## Material provided
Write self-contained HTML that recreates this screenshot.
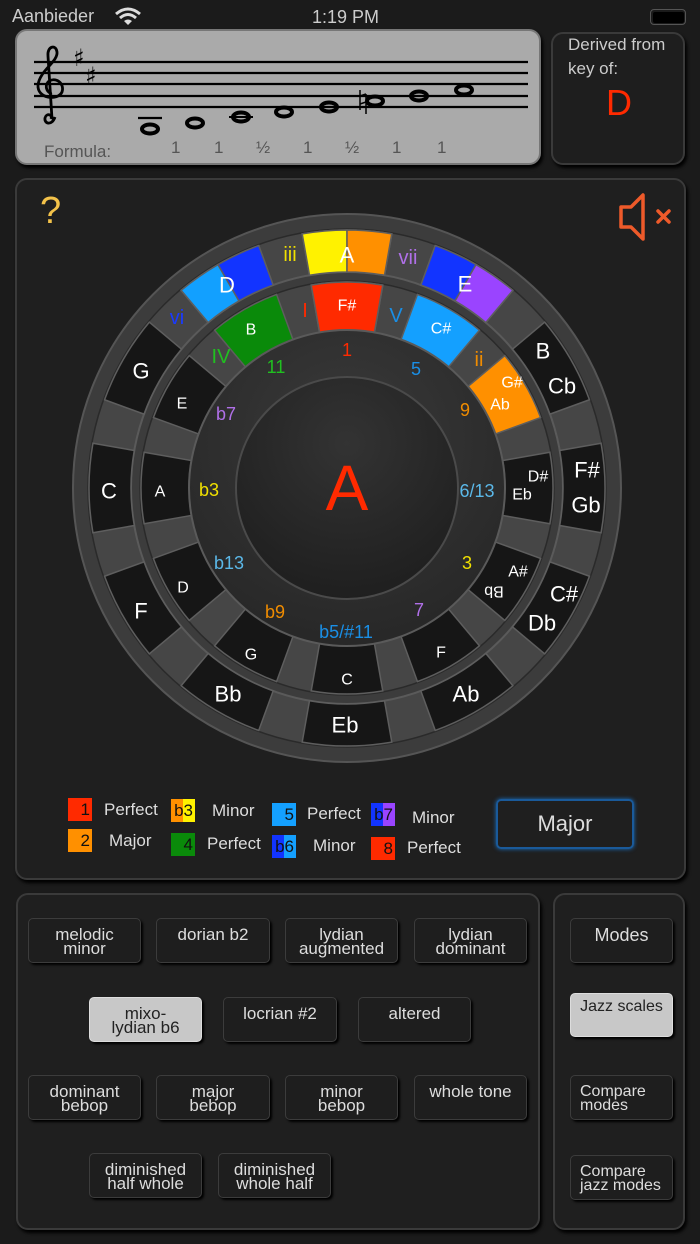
<!DOCTYPE html>
<html><head><meta charset="utf-8"><style>
*{margin:0;padding:0;box-sizing:border-box}
body{width:700px;height:1244px;background:#1b1b1b;font-family:"Liberation Sans",sans-serif;position:relative;overflow:hidden;color:#ddd}
.abs{position:absolute}
.panel{position:absolute;border:2px solid #3a3a3a;border-radius:12px;background:#1f1f1f;box-shadow:2px 3px 3px #000}
.btn{position:absolute;border:1.5px solid #3c3c3c;border-radius:5px;background:#1e1e1e;box-shadow:2px 2px 2px #000;text-align:center;font-size:17px;line-height:14px;color:#ddd;padding-top:9px}
.sel{background:#c8c8c8;color:#222;border-color:#ddd}
.lg{position:absolute;font-size:17px;color:#ddd}
.bx{position:absolute;width:24px;height:23px;font-size:17px;color:#111;text-align:right;padding-right:2px;line-height:23px}
</style></head><body>
<div class="abs" style="left:12px;top:6px;font-size:18px;color:#ccc">Aanbieder</div>
<svg class="abs" style="left:114px;top:7px" width="28" height="20" viewBox="0 0 28 20"><path d="M2 7 Q14 -3 26 7" stroke="#ddd" stroke-width="3" fill="none"/><path d="M6 11 Q14 4 22 11" stroke="#ddd" stroke-width="3" fill="none"/><path d="M14 18 L10 14 Q14 11 18 14 Z" fill="#ddd"/></svg>
<div class="abs" style="left:312px;top:7px;font-size:18px;color:#ccc">1:19 PM</div>
<div class="abs" style="left:650px;top:9px;width:36px;height:16px;border:1.5px solid #555;border-radius:4px;padding:1.5px"><div style="width:100%;height:100%;background:#000;border-radius:2px"></div></div>

<div class="abs" style="left:15px;top:29px;width:526px;height:136px;background:#aaa;border:2px solid #777;border-radius:12px;box-shadow:2px 3px 3px #000"></div>
<svg class="abs" style="left:0;top:0" width="545" height="170">
<g stroke="#000" stroke-width="2.2"><line x1="34" y1="62" x2="528" y2="62"/><line x1="34" y1="73" x2="528" y2="73"/><line x1="34" y1="84" x2="528" y2="84"/><line x1="34" y1="96" x2="528" y2="96"/><line x1="34" y1="107" x2="528" y2="107"/><line x1="138" y1="118" x2="162" y2="118"/></g>
<path d="M55 117 C52 126 44 124 45 118 C46 113 53 114 51 119 M52 119 L48 56 C47 46 56 44 57 52 C58 62 40 70 38 85 C37 99 58 101 62 92 C65 83 55 76 48 82 C44 87 48 94 52 93" stroke="#000" stroke-width="2.8" fill="none"/>
<text x="73" y="66" font-size="24" font-family="DejaVu Sans" fill="#000">♯</text>
<text x="85" y="84" font-size="24" font-family="DejaVu Sans" fill="#000">♯</text>
<g stroke="#000" stroke-width="4" fill="none">
<ellipse cx="150" cy="129" rx="8" ry="4.5"/><ellipse cx="195" cy="123" rx="8" ry="4.5"/><ellipse cx="241" cy="117" rx="8" ry="4.5"/><ellipse cx="284" cy="112" rx="8" ry="4.5"/><ellipse cx="329" cy="107" rx="8" ry="4.5"/><ellipse cx="375" cy="101" rx="8" ry="4.5"/><ellipse cx="419" cy="96" rx="8" ry="4.5"/><ellipse cx="464" cy="90" rx="8" ry="4.5"/></g>
<line x1="229" y1="117" x2="253" y2="117" stroke="#000" stroke-width="2"/>
<path d="M360 90 V110 M366 94 V114 M360 96 L366 94 M360 104 L366 102" stroke="#000" stroke-width="1.5" fill="none"/>
<g font-size="17" fill="#555"><text x="44" y="157">Formula:</text><text x="171" y="153">1</text><text x="214" y="153">1</text><text x="256" y="153">½</text><text x="303" y="153">1</text><text x="345" y="153">½</text><text x="392" y="153">1</text><text x="437" y="153">1</text></g>
</svg>
<div class="panel" style="left:551px;top:32px;width:134px;height:133px;background:#1e1e1e"></div>
<div class="abs" style="left:568px;top:33px;font-size:17px;line-height:24px;color:#ccc">Derived from<br>key of:</div>
<div class="abs" style="left:606px;top:82px;font-size:36px;color:#ff2a00">D</div>

<div class="panel" style="left:15px;top:178px;width:671px;height:702px"></div>
<div class="abs" style="left:40px;top:190px;font-size:38px;color:#f3c24a">?</div>
<svg class="abs" style="left:610px;top:188px" width="70" height="60"><path d="M11 19 H21 L33 7 V51 L21 39 H11 Z" stroke="#ee5a2a" stroke-width="3.5" fill="none" stroke-linejoin="round"/><path d="M48 23 L59 34 M59 23 L48 34" stroke="#ee5a2a" stroke-width="3.5" stroke-linecap="round"/></svg>

<svg class="abs" style="left:0;top:0" width="700" height="880">
<defs>
<radialGradient id="dg" cx="0.5" cy="0.35" r="0.7"><stop offset="0" stop-color="#3a3a3a"/><stop offset="1" stop-color="#262626"/></radialGradient>
<radialGradient id="cg" cx="0.5" cy="0.3" r="0.7"><stop offset="0" stop-color="#333"/><stop offset="1" stop-color="#1f1f1f"/></radialGradient>
</defs>
<g transform="translate(347,488)">
<circle r="274" fill="#3c3c3c" stroke="#555" stroke-width="2"/>
<circle r="259" fill="#464646" stroke="#2a2a2a" stroke-width="1.5"/>
<circle r="216" fill="#3c3c3c" stroke="#5a5a5a" stroke-width="2"/>
<circle r="207" fill="#464646" stroke="#2a2a2a" stroke-width="1.5"/>
<g stroke="#5e5e5e" stroke-width="1.5">
<g id="o"><path d="M-44.8 -254.08 A258 258 0 0 1 44.8 -254.08 L37.51 -212.72 A216 216 0 0 0 -37.51 -212.72Z" fill="#161616"/></g>
<use href="#o" transform="rotate(30)"/><use href="#o" transform="rotate(60)"/><use href="#o" transform="rotate(90)"/><use href="#o" transform="rotate(120)"/><use href="#o" transform="rotate(150)"/><use href="#o" transform="rotate(180)"/><use href="#o" transform="rotate(210)"/><use href="#o" transform="rotate(240)"/><use href="#o" transform="rotate(270)"/><use href="#o" transform="rotate(300)"/><use href="#o" transform="rotate(330)"/>
<path d="M-44.8 -254.08 A258 258 0 0 1 0 -258 L0 -216 A216 216 0 0 0 -37.51 -212.72Z" fill="#fff200"/>
<path d="M44.8 -254.08 A258 258 0 0 0 0 -258 L0 -216 A216 216 0 0 1 37.51 -212.72Z" fill="#ff9000"/>
<g transform="rotate(30)"><path d="M-44.8 -254.08 A258 258 0 0 1 0 -258 L0 -216 A216 216 0 0 0 -37.51 -212.72Z" fill="#1234ff"/><path d="M44.8 -254.08 A258 258 0 0 0 0 -258 L0 -216 A216 216 0 0 1 37.51 -212.72Z" fill="#9a44ff"/></g>
<g transform="rotate(-30)"><path d="M-44.8 -254.08 A258 258 0 0 1 0 -258 L0 -216 A216 216 0 0 0 -37.51 -212.72Z" fill="#12a0ff"/><path d="M44.8 -254.08 A258 258 0 0 0 0 -258 L0 -216 A216 216 0 0 1 37.51 -212.72Z" fill="#1234ff"/></g>
<g id="i"><path d="M-35.77 -202.87 A206 206 0 0 1 35.77 -202.87 L27.44 -155.6 A158 158 0 0 0 -27.44 -155.6Z" fill="#161616"/></g>
<use href="#i" transform="rotate(90)"/><use href="#i" transform="rotate(120)"/><use href="#i" transform="rotate(150)"/><use href="#i" transform="rotate(180)"/><use href="#i" transform="rotate(210)"/><use href="#i" transform="rotate(240)"/><use href="#i" transform="rotate(270)"/><use href="#i" transform="rotate(300)"/>
<path d="M-35.77 -202.87 A206 206 0 0 1 35.77 -202.87 L27.44 -155.6 A158 158 0 0 0 -27.44 -155.6Z" fill="#ff2a00"/>
<path transform="rotate(30)" d="M-35.77 -202.87 A206 206 0 0 1 35.77 -202.87 L27.44 -155.6 A158 158 0 0 0 -27.44 -155.6Z" fill="#14a0ff"/>
<path transform="rotate(60)" d="M-35.77 -202.87 A206 206 0 0 1 35.77 -202.87 L27.44 -155.6 A158 158 0 0 0 -27.44 -155.6Z" fill="#ff9000"/>
<path transform="rotate(-30)" d="M-35.77 -202.87 A206 206 0 0 1 35.77 -202.87 L27.44 -155.6 A158 158 0 0 0 -27.44 -155.6Z" fill="#0a8a0a"/>
</g>
<circle r="158" fill="url(#dg)" stroke="#5a5a5a" stroke-width="2"/>
<circle r="111" fill="url(#cg)" stroke="#4a4a4a" stroke-width="2"/>
</g>
<g font-family="Liberation Sans" text-anchor="middle" dominant-baseline="central" fill="#fff">
<text x="347" y="255" font-size="22">A</text><text x="465" y="284" font-size="22">E</text>
<text x="227" y="285" font-size="22">D</text><text x="141" y="371" font-size="22">G</text>
<text x="109" y="491" font-size="22">C</text><text x="141" y="611" font-size="22">F</text>
<text x="228" y="694" font-size="22">Bb</text><text x="345" y="725" font-size="22">Eb</text>
<text x="466" y="694" font-size="22">Ab</text>
<text x="543" y="351" font-size="22">B</text><text x="562" y="386" font-size="22">Cb</text>
<text x="587" y="470" font-size="22">F#</text><text x="586" y="505" font-size="22">Gb</text>
<text x="564" y="594" font-size="22">C#</text><text x="542" y="623" font-size="22">Db</text>
<text x="290" y="255" font-size="20" fill="#f0e000">iii</text><text x="408" y="258" font-size="20" fill="#b070e8">vii</text><text x="177" y="318" font-size="20" fill="#1a3aff">vi</text>
<text x="305" y="311" font-size="20" fill="#ff2a00">I</text><text x="396" y="316" font-size="20" fill="#1a8fe6">V</text><text x="479" y="360" font-size="20" fill="#f08c00">ii</text><text x="221" y="357" font-size="20" fill="#20c020">IV</text>
<g font-size="16"><text x="347" y="306">F#</text><text x="441" y="329">C#</text><text x="251" y="330">B</text>
<text x="512" y="383">G#</text><text x="500" y="405">Ab</text><text x="538" y="477">D#</text><text x="522" y="495">Eb</text>
<text x="518" y="572">A#</text><text x="494" y="591" transform="rotate(180 494 591)">Bb</text>
<text x="441" y="653">F</text><text x="347" y="680">C</text><text x="251" y="655">G</text><text x="183" y="588">D</text><text x="160" y="492">A</text><text x="182" y="404">E</text></g>
<g font-size="18"><text x="347" y="350" fill="#ff2a00">1</text><text x="416" y="369" fill="#1a8fe6">5</text><text x="465" y="410" fill="#f08c00">9</text><text x="477" y="491" fill="#5bb8e8">6/13</text><text x="467" y="563" fill="#f0e000">3</text><text x="419" y="610" fill="#b070e8">7</text><text x="346" y="632" fill="#1a8fe6">b5/#11</text><text x="275" y="612" fill="#f08c00">b9</text><text x="229" y="563" fill="#5bb8e8">b13</text><text x="209" y="490" fill="#f0e000">b3</text><text x="226" y="414" fill="#b070e8">b7</text><text x="276" y="367" fill="#20c020">11</text></g>
<text x="347" y="488" font-size="64" fill="#ff2a00">A</text>
</g>
</svg>

<div class="bx" style="left:68px;top:798px;background:#ff2a00">1</div><div class="lg" style="left:104px;top:800px">Perfect</div>
<div class="bx" style="left:171px;top:799px;background:linear-gradient(90deg,#ff9000 50%,#fff200 50%)">b3</div><div class="lg" style="left:212px;top:801px">Minor</div>
<div class="bx" style="left:272px;top:803px;background:#14a0ff">5</div><div class="lg" style="left:307px;top:804px">Perfect</div>
<div class="bx" style="left:371px;top:803px;background:linear-gradient(90deg,#1234ff 50%,#9a44ff 50%)">b7</div><div class="lg" style="left:412px;top:808px">Minor</div>
<div class="bx" style="left:68px;top:829px;background:#ff9000">2</div><div class="lg" style="left:109px;top:831px">Major</div>
<div class="bx" style="left:171px;top:833px;background:#0a8a0a">4</div><div class="lg" style="left:207px;top:834px">Perfect</div>
<div class="bx" style="left:272px;top:835px;background:linear-gradient(90deg,#1234ff 50%,#14a0ff 50%)">b6</div><div class="lg" style="left:313px;top:836px">Minor</div>
<div class="bx" style="left:371px;top:837px;background:#ff2a00">8</div><div class="lg" style="left:407px;top:838px">Perfect</div>
<div class="abs" style="left:496px;top:799px;width:138px;height:50px;border:2px solid #1a5a9a;border-radius:5px;box-shadow:0 0 4px #1a70c0;text-align:center;font-size:22px;line-height:46px;color:#ddd">Major</div>

<div class="panel" style="left:16px;top:893px;width:524px;height:337px"></div>
<div class="panel" style="left:553px;top:893px;width:132px;height:337px"></div>
<div class="btn" style="left:28px;top:918px;width:113px;height:45px">melodic<br>minor</div>
<div class="btn" style="left:156px;top:918px;width:114px;height:45px">dorian b2</div>
<div class="btn" style="left:285px;top:918px;width:113px;height:45px">lydian<br>augmented</div>
<div class="btn" style="left:414px;top:918px;width:113px;height:45px">lydian<br>dominant</div>
<div class="btn sel" style="left:89px;top:997px;width:113px;height:45px">mixo-<br>lydian b6</div>
<div class="btn" style="left:223px;top:997px;width:114px;height:45px">locrian #2</div>
<div class="btn" style="left:358px;top:997px;width:113px;height:45px">altered</div>
<div class="btn" style="left:28px;top:1075px;width:113px;height:45px">dominant<br>bebop</div>
<div class="btn" style="left:156px;top:1075px;width:114px;height:45px">major<br>bebop</div>
<div class="btn" style="left:285px;top:1075px;width:113px;height:45px">minor<br>bebop</div>
<div class="btn" style="left:414px;top:1075px;width:113px;height:45px">whole tone</div>
<div class="btn" style="left:89px;top:1153px;width:113px;height:45px">diminished<br>half whole</div>
<div class="btn" style="left:218px;top:1153px;width:113px;height:45px">diminished<br>whole half</div>
<div class="btn" style="left:570px;top:918px;width:103px;height:45px;font-size:18px">Modes</div>
<div class="btn sel" style="left:570px;top:993px;width:103px;height:44px;padding-top:6px;font-size:16px">Jazz scales</div>
<div class="btn" style="left:570px;top:1075px;width:103px;height:45px;text-align:left;padding-left:9px;font-size:16px">Compare<br>modes</div>
<div class="btn" style="left:570px;top:1155px;width:103px;height:45px;text-align:left;padding-left:9px;font-size:16px">Compare<br>jazz modes</div>
</body></html>
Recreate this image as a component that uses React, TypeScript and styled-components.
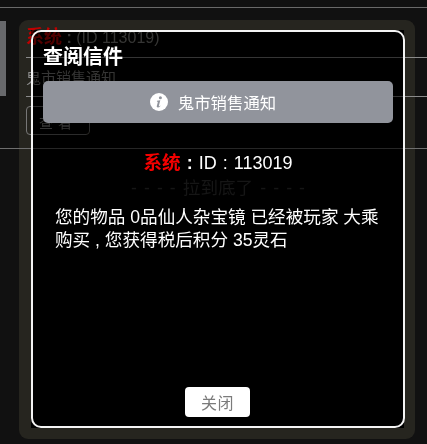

## Written exercise
Report the number of lines holding the string "that", without any other words.

## Correct result
2